The need for appreciation is as universal and as basic as the need for food and shelter. Sometimes the most assured and competent people may be starved for it because those around them are likely to assume that they don't hunger for a word of praise.

I remember being in New York's Grand Central Station during rush hour one hectic afternoon. As I approached the information booth, dozens of impatient travelers were jostling for position and firing questions. The man in the booth remained perfectly composed, answering queries one at a time, always with his eyes fixed on the questioner. When my turn came, during a brief lull, I said to him, "You certainly have a stressful job, but you don't seem to get flustered. How do you manage to stay so calm? I think it's remarkable."

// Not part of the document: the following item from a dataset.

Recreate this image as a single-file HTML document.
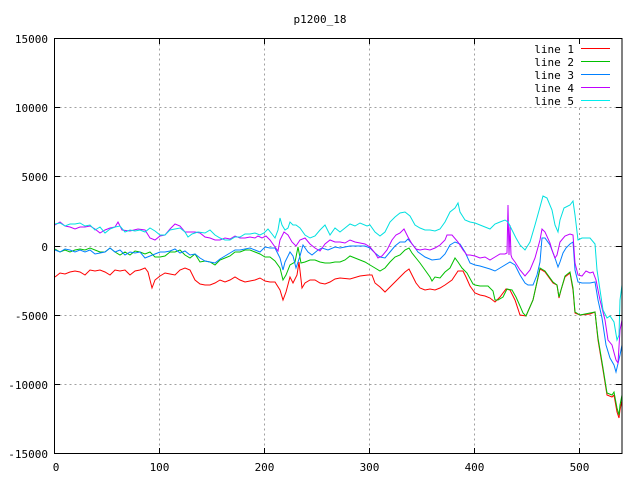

He said, "I do it by concentrating on one person at a time and screening out all other distractions until that person's question is answered. It's just a matter of focus, really. But it's kind of you to notice and to ask me about it. People seldom do."

People seldom do, no doubt, because all of us are busy and hurried and preoccupied with our own affairs. But the habit of offering the unpremeditated compliment is one of the easiest in the world to acquire. And one of the most rewarding.

Opportunities surround us. If you're served by a cheerful and friendly waitress in a restaurant, it costs nothing to tell her that her attitude makes the food taste better. If on your way out you pass a busboy staggering under the weight of a tray loaded with soiled dishes (surely an uninspiring job), a lighthearted remark ("I can see who does the hard work around here!") may leave him a bit startled, but also pleased. I know a woman who is fortunate enough to live in a town where police officers patrol on foot. She tells me that when she encounters one, she tries to remember to say with a smile, "I'm certainly glad to see you here making life safer for us." She always gets a smile in return.